> GIVEN PROBLEM
Repeat the material verbatim. Images are excluded from the copy.
□ □ □ □ □ □ □
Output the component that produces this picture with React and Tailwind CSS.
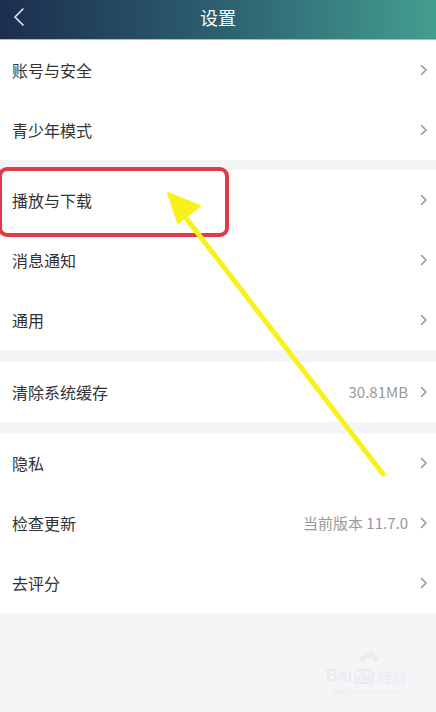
import * as React from 'react';

const Chevron = () => (
  <svg width="8" height="12" viewBox="0 0 8 12" className="shrink-0">
    <path d="M1.5 1.5 L6 6 L1.5 10.5" fill="none" stroke="#9a9a9a" strokeWidth="1.6" strokeLinecap="round" strokeLinejoin="round" />
  </svg>
);

function Row({ label, value }) {
  return (
    <div className="h-[60px] bg-white flex items-center pl-3 pr-2">
      <span className="flex-1 text-[16px] text-[#333]">{label}</span>
      {value && <span className="text-[15px] text-[#999] mr-3">{value}</span>}
      <Chevron />
    </div>
  );
}

function Group({ rows }) {
  return (
    <div className="flex flex-col">
      {rows.map((r) => (
        <Row key={r.label} {...r} />
      ))}
    </div>
  );
}

export default function App() {
  return (
    <div
      className="relative w-[436px] h-[712px] bg-[#f4f5f7] overflow-hidden"
      style={{ fontFamily: '"Noto Sans CJK SC", "Noto Sans", sans-serif' }}
    >
      {/* header */}
      <div className="h-[40px] flex items-center justify-center relative bg-gradient-to-r from-[#1c2e4e] via-[#2c6070] to-[#449e8f] border-b border-[#8fc9cf]">
        <svg width="12" height="20" viewBox="0 0 12 20" className="absolute left-[13px] top-[7px]">
          <path d="M10 2 L2 10 L10 18" fill="none" stroke="#e8eef2" strokeWidth="1.6" strokeLinecap="round" strokeLinejoin="round" />
        </svg>
        <span className="text-white text-[18px] -mt-[4px]">设置</span>
      </div>

      <div className="flex flex-col gap-[10px]">
        <Group rows={[{ label: '账号与安全' }, { label: '青少年模式' }]} />
        <div className="flex flex-col gap-[12px]">
          <Group rows={[{ label: '播放与下载' }, { label: '消息通知' }, { label: '通用' }]} />
          <div className="flex flex-col gap-[11px]">
            <Group rows={[{ label: '清除系统缓存', value: '30.81MB' }]} />
            <Group
              rows={[
                { label: '隐私' },
                { label: '检查更新', value: '当前版本 11.7.0' },
                { label: '去评分' },
              ]}
            />
          </div>
        </div>
      </div>

      {/* red highlight box */}
      <div className="absolute left-[-2px] top-[167px] w-[231px] h-[70px] border-[4px] border-[#e23a4b] rounded-[9px]" />

      {/* yellow arrow */}
      <svg className="absolute left-0 top-0" width="436" height="712" viewBox="0 0 436 712">
        <line x1="383" y1="474" x2="186" y2="218" stroke="#f7f21b" strokeWidth="5" strokeLinecap="round" />
        <polygon points="168,193 200,206 178,223" fill="#f7f21b" stroke="#f7f21b" strokeWidth="2" strokeLinejoin="round" />
      </svg>

      {/* watermark */}
      <div className="absolute left-[320px] top-[652px] w-[92px] flex flex-col items-center gap-[3px] opacity-70">
        <svg width="20" height="12" viewBox="0 0 20 12" className="ml-[6px]">
          <ellipse cx="4" cy="7" rx="2.5" ry="3" fill="#e6e8ec" />
          <ellipse cx="8" cy="3" rx="2.5" ry="3" fill="#e6e8ec" />
          <ellipse cx="13" cy="3" rx="2.5" ry="3" fill="#e6e8ec" />
          <ellipse cx="17" cy="7" rx="2.5" ry="3" fill="#e6e8ec" />
        </svg>
        <div className="flex items-end gap-[2px] text-[#e6e8ec] leading-none">
          <span className="text-[17px] font-bold leading-none" style={{ fontFamily: '"Liberation Sans", sans-serif' }}>Bai</span>
          <span className="text-[11px] font-bold leading-none border-2 border-[#e6e8ec] rounded-[4px] px-[1px]">du</span>
          <span className="text-[14px] leading-none ml-[2px]">经验</span>
        </div>
        <span className="text-[9px] text-[#eaecf0] leading-none" style={{ fontFamily: '"Liberation Serif", serif' }}>jingyan.baidu.com</span>
      </div>
    </div>
  );
}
□ □ □ □ □ □ □
> OUTPUT FOR THIS EXERCISE
Output the component that produces this picture with React and Tailwind CSS.
import * as React from 'react';

const Chevron = () => (
  <svg width="8" height="12" viewBox="0 0 8 12" className="shrink-0">
    <path d="M1.5 1.5 L6 6 L1.5 10.5" fill="none" stroke="#9a9a9a" strokeWidth="1.6" strokeLinecap="round" strokeLinejoin="round" />
  </svg>
);

function Row({ label, value }) {
  return (
    <div className="h-[60px] bg-white flex items-center pl-3 pr-2">
      <span className="flex-1 text-[16px] text-[#333]">{label}</span>
      {value && <span className="text-[15px] text-[#999] mr-3">{value}</span>}
      <Chevron />
    </div>
  );
}

function Group({ rows }) {
  return (
    <div className="flex flex-col">
      {rows.map((r) => (
        <Row key={r.label} {...r} />
      ))}
    </div>
  );
}

export default function App() {
  return (
    <div
      className="relative w-[436px] h-[712px] bg-[#f4f5f7] overflow-hidden"
      style={{ fontFamily: '"Noto Sans CJK SC", "Noto Sans", sans-serif' }}
    >
      {/* header */}
      <div className="h-[40px] flex items-center justify-center relative bg-gradient-to-r from-[#1c2e4e] via-[#2c6070] to-[#449e8f] border-b border-[#8fc9cf]">
        <svg width="12" height="20" viewBox="0 0 12 20" className="absolute left-[13px] top-[7px]">
          <path d="M10 2 L2 10 L10 18" fill="none" stroke="#e8eef2" strokeWidth="1.6" strokeLinecap="round" strokeLinejoin="round" />
        </svg>
        <span className="text-white text-[18px] -mt-[4px]">设置</span>
      </div>

      <div className="flex flex-col gap-[10px]">
        <Group rows={[{ label: '账号与安全' }, { label: '青少年模式' }]} />
        <div className="flex flex-col gap-[12px]">
          <Group rows={[{ label: '播放与下载' }, { label: '消息通知' }, { label: '通用' }]} />
          <div className="flex flex-col gap-[11px]">
            <Group rows={[{ label: '清除系统缓存', value: '30.81MB' }]} />
            <Group
              rows={[
                { label: '隐私' },
                { label: '检查更新', value: '当前版本 11.7.0' },
                { label: '去评分' },
              ]}
            />
          </div>
        </div>
      </div>

      {/* red highlight box */}
      <div className="absolute left-[-2px] top-[167px] w-[231px] h-[70px] border-[4px] border-[#e23a4b] rounded-[9px]" />

      {/* yellow arrow */}
      <svg className="absolute left-0 top-0" width="436" height="712" viewBox="0 0 436 712">
        <line x1="383" y1="474" x2="186" y2="218" stroke="#f7f21b" strokeWidth="5" strokeLinecap="round" />
        <polygon points="168,193 200,206 178,223" fill="#f7f21b" stroke="#f7f21b" strokeWidth="2" strokeLinejoin="round" />
      </svg>

      {/* watermark */}
      <div className="absolute left-[320px] top-[652px] w-[92px] flex flex-col items-center gap-[3px] opacity-70">
        <svg width="20" height="12" viewBox="0 0 20 12" className="ml-[6px]">
          <ellipse cx="4" cy="7" rx="2.5" ry="3" fill="#e6e8ec" />
          <ellipse cx="8" cy="3" rx="2.5" ry="3" fill="#e6e8ec" />
          <ellipse cx="13" cy="3" rx="2.5" ry="3" fill="#e6e8ec" />
          <ellipse cx="17" cy="7" rx="2.5" ry="3" fill="#e6e8ec" />
        </svg>
        <div className="flex items-end gap-[2px] text-[#e6e8ec] leading-none">
          <span className="text-[17px] font-bold leading-none" style={{ fontFamily: '"Liberation Sans", sans-serif' }}>Bai</span>
          <span className="text-[11px] font-bold leading-none border-2 border-[#e6e8ec] rounded-[4px] px-[1px]">du</span>
          <span className="text-[14px] leading-none ml-[2px]">经验</span>
        </div>
        <span className="text-[9px] text-[#eaecf0] leading-none" style={{ fontFamily: '"Liberation Serif", serif' }}>jingyan.baidu.com</span>
      </div>
    </div>
  );
}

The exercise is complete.